Estimate sustained throughput, effective utilization, and queue wait for a concurrent multi-agent workflow. Adjust workers, latency, and arrival rate to find the bottleneck before you scale.
Throughput in a concurrent agent system is governed by the same math as a multi-server queue. With W workers each finishing a task in L seconds, one worker completes 1/L tasks per second, so the raw service capacity is:
capacity = (W × B) / L
where B is the tasks handled per batch invocation. Orchestration is never free, so we discount capacity by the overhead fraction o to get effective capacity C_eff = capacity × (1 - o). This overhead captures the scheduler, message routing, retries, and serialization that steal time from useful work in real multi-agent pipelines.
The system can only sustain whatever the slower side allows, so actual sustained throughput = min(arrival_rate, C_eff). Utilization is ρ = arrival_rate / C_eff. When ρ < 1 the pipeline keeps up; as ρ approaches 1, queueing explodes.
We approximate the mean time a task waits before an agent picks it up using an M/M/c-style heavy-traffic factor: wait ≈ (ρ / (1 - ρ)) × (L / W) seconds. This is intentionally conservative — it climbs sharply once utilization passes ~85%, which is exactly where adding workers or trimming latency pays off most. If ρ ≥ 1 the queue is unstable and grows without bound, so we flag it instead of printing a finite number.

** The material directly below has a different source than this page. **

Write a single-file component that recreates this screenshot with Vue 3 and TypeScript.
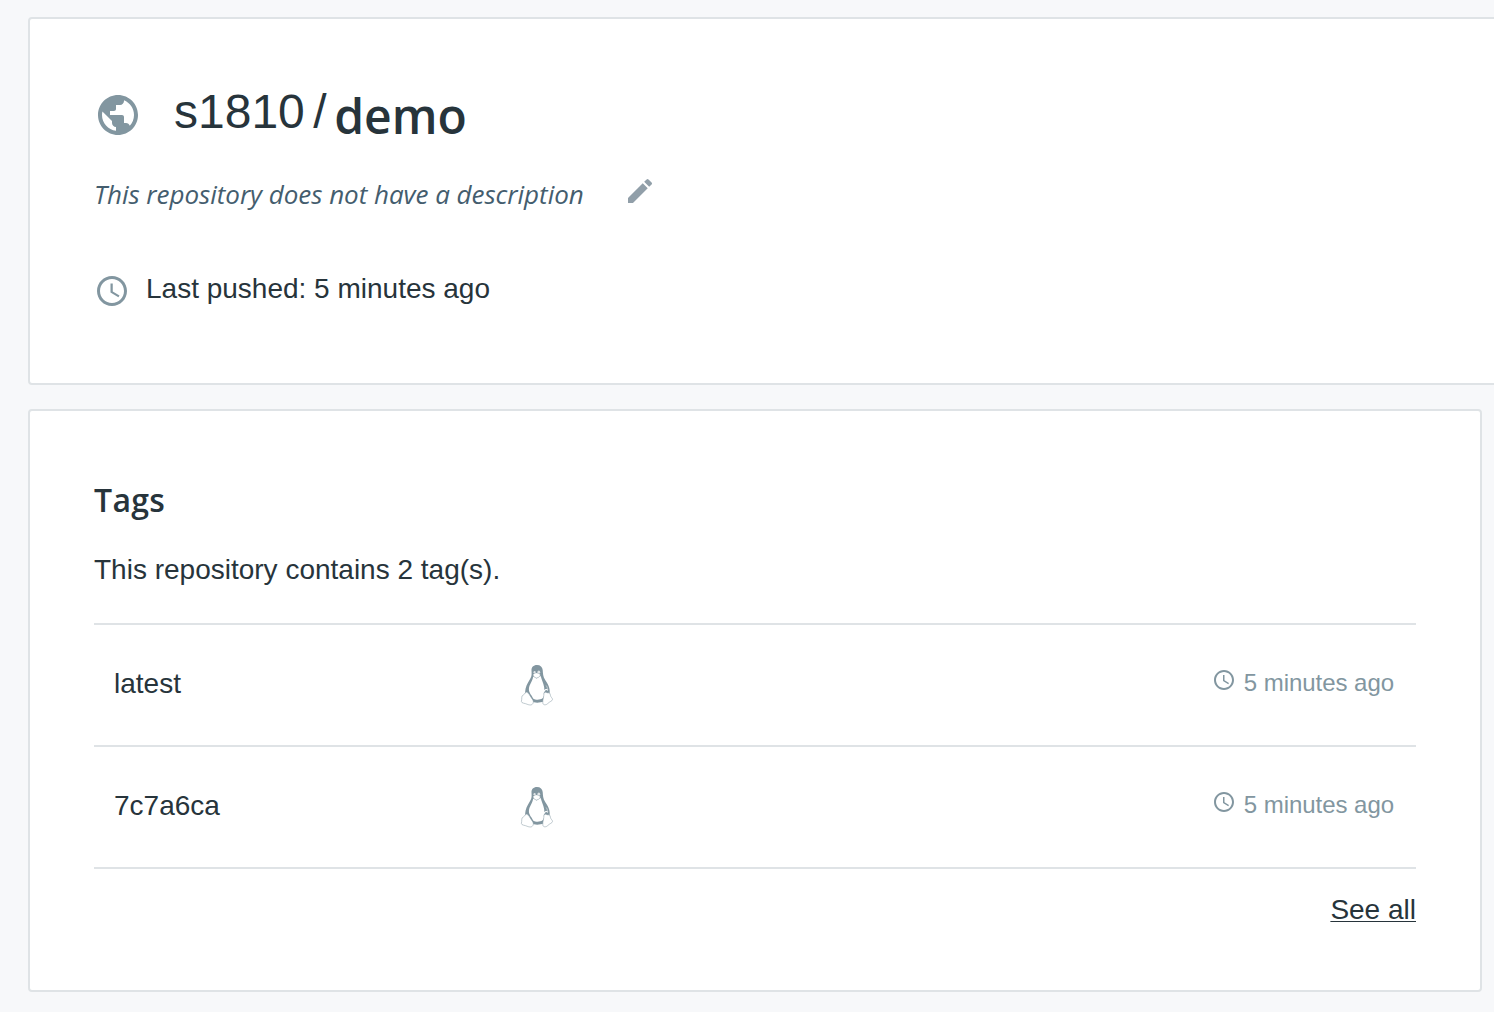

The marginal-worker hint compares current effective capacity against capacity with one extra worker, telling you the incremental tasks/sec a new agent slot buys — useful when each concurrent agent has a real dollar cost. Unlike generic throughput calculators, this tool folds orchestration overhead and batch size directly into the capacity term, so the number reflects an agent fleet rather than an idealized CPU.